**Supplied records:**
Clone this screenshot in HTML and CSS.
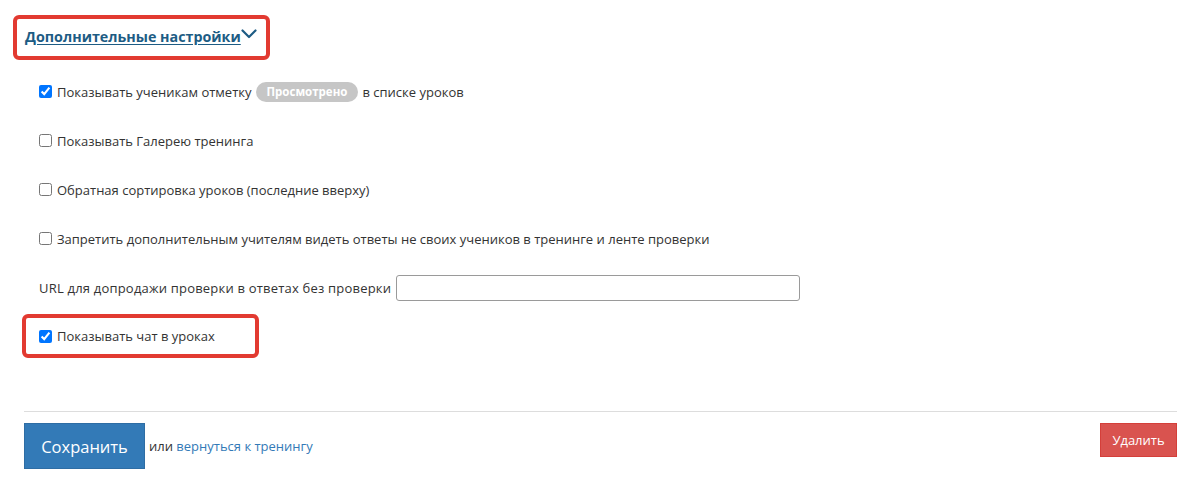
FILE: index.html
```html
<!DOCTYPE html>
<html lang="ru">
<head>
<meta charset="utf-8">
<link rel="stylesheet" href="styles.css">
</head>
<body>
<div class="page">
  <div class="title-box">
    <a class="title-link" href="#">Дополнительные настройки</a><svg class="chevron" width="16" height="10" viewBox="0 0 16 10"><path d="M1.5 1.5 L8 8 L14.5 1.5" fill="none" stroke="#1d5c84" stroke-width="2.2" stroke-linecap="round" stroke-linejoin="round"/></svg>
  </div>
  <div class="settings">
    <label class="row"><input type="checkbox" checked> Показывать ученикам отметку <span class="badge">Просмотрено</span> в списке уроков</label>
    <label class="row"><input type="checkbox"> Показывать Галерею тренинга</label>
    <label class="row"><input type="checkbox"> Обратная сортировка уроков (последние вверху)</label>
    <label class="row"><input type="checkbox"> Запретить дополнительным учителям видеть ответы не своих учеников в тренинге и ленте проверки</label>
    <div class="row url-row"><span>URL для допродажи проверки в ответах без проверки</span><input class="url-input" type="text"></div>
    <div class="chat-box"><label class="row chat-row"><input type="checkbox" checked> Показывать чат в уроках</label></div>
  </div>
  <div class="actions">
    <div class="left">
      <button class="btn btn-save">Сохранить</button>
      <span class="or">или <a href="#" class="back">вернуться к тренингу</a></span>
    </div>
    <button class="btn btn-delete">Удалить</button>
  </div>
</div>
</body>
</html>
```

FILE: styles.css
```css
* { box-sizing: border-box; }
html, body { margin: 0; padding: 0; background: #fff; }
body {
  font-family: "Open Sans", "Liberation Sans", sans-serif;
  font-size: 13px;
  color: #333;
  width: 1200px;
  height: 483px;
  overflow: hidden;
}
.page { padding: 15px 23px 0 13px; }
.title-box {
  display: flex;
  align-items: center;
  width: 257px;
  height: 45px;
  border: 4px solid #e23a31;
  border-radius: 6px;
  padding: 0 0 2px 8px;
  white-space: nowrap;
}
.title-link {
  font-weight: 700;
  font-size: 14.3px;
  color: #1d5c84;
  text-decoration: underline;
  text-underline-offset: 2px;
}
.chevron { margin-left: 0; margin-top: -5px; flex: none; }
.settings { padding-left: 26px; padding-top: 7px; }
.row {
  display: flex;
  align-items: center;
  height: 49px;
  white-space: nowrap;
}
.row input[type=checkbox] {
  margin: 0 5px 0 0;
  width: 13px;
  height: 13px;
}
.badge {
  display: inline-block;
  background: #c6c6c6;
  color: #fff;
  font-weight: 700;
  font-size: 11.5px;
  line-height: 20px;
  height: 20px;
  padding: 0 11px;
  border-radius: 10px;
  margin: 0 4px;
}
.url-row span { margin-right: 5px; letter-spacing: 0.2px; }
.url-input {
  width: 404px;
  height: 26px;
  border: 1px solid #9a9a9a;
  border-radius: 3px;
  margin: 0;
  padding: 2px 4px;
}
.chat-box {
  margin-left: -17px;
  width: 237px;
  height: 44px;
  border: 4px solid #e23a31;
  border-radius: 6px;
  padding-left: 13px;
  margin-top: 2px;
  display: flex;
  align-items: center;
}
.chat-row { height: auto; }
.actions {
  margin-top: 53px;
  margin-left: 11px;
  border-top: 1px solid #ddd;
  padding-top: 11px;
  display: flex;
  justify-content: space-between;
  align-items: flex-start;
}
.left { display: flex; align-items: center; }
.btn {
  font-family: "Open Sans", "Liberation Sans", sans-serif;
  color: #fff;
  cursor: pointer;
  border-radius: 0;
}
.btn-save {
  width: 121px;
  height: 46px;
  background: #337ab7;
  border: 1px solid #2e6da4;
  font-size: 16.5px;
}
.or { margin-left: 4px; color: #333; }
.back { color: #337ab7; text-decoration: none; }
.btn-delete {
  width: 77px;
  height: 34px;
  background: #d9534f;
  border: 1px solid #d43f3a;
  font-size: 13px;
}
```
* * *
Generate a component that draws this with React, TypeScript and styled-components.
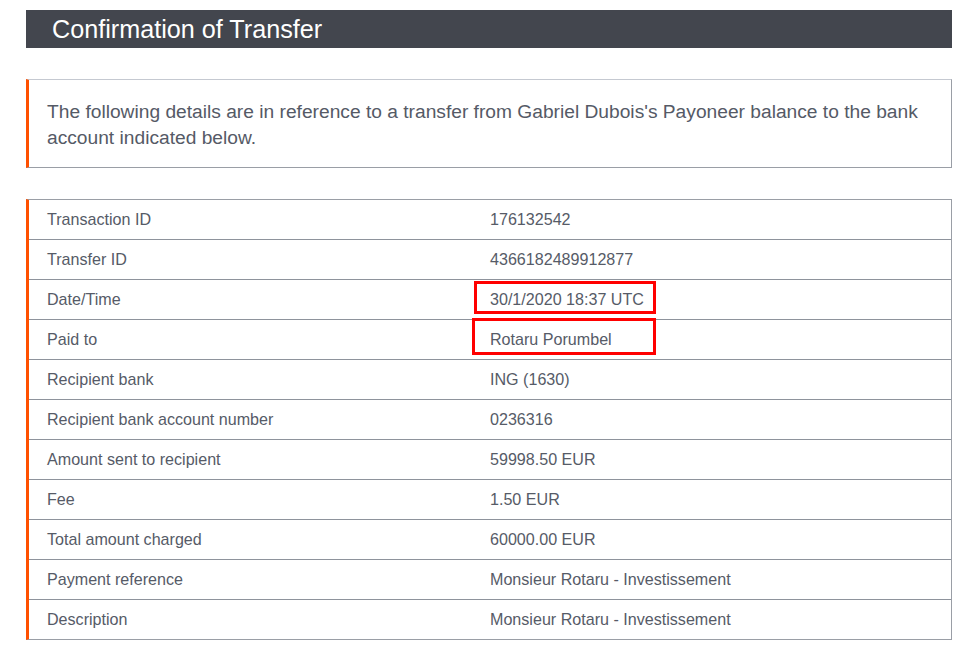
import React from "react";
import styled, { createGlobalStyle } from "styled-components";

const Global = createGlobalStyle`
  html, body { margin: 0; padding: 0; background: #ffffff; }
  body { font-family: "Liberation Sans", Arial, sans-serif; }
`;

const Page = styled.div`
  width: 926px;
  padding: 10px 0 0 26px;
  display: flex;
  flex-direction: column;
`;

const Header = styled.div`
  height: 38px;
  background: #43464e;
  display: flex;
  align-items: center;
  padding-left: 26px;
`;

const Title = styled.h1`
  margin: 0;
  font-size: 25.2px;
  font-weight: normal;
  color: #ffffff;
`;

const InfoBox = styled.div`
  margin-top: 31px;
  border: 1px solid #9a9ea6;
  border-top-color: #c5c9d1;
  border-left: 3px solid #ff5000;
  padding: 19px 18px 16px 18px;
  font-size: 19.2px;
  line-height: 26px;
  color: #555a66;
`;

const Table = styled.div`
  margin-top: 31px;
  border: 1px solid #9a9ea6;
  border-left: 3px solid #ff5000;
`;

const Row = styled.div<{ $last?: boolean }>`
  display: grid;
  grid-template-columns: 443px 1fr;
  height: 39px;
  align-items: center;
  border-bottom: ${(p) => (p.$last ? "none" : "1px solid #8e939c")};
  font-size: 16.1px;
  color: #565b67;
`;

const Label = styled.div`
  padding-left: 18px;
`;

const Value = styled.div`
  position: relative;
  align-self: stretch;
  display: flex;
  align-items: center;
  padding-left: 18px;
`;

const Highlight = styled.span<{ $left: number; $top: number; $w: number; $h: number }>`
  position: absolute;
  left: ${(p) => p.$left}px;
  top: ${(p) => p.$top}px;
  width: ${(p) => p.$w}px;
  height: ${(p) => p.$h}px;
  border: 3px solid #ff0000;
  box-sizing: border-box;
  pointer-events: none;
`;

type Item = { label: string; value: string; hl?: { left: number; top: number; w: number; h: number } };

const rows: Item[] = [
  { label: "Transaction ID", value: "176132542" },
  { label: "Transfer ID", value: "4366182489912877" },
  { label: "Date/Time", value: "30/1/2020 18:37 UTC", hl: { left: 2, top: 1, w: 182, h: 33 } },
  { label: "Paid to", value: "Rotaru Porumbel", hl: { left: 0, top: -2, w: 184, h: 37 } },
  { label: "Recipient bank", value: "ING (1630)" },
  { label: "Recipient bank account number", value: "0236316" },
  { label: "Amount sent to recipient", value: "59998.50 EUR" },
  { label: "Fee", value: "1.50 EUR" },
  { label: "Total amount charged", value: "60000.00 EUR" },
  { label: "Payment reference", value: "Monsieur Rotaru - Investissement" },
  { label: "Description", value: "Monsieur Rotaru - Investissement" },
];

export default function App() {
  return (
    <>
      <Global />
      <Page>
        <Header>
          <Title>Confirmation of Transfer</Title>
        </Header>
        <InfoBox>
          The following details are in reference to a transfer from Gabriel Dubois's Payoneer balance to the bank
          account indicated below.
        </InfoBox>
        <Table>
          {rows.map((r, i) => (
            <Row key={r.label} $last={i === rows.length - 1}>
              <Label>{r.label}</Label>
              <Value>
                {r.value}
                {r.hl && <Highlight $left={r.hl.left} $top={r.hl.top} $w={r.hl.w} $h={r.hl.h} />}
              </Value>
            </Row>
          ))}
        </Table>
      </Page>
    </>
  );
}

**Task to carry out:**
Find the word "components" in the material, then list each line that holds it.

**Right answer:**
Generate a component that draws this with React, TypeScript and styled-components.
import styled, { createGlobalStyle } from "styled-components";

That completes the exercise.